Years of adding new programs without consolidating existing programs and services left the system overcrowded and difficult to navigate, Youatt said.

“We don’t take anything away, but we keep adding things because we all recognize it isn’t quite what students need,” Youatt said. “I likened it to it’s the best of the ’60s assembly line, where each of us has a part that we put on, but hardly anybody ever gets to see the finished product.”

Wilcox said the money saved by realigning the university’s student services could translate into multiple benefits, from saving faculty positions and offering more course sections, to reducing the student-to-professor ratio and avoiding Saturday morning classes.

“We can do a better job of helping students understand the university, helping students get the support they need to be successful at the university and spend less money doing it,” Wilcox said.

University officials began to reconsider the current system for student support services in 2007 — the same year Gore arrived on campus and initiated discussions about a neighborhood concept for MSU’s residence hall system.

“This is all about connecting students with their learning environment and also with their institution,” Gore said.

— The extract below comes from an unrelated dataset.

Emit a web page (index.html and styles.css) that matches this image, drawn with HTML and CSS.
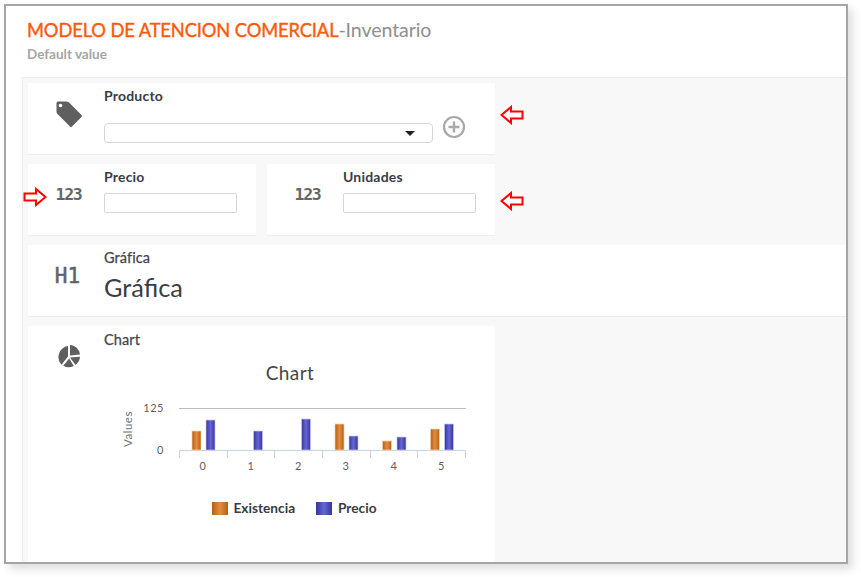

In the memorandum, Wilcox asked the group to create a model with an emphasis on support services for first-year students that could expand to students in their following years.

The First Year Experience program in Holden Hall is an example of the types of programs that could be created in response to Wilcox’s charge, Youatt said.

“The First Year Experience program that they’re piloting I expect to be highly successful … but that’s a program,” Youatt said. “We’re trying to create a model.”

Unlike the set of recommendations Wilcox will receive from college deans Oct. 16, he said recommendations for a new student support services model will be more visionary and less focused on concrete ways of remodeling.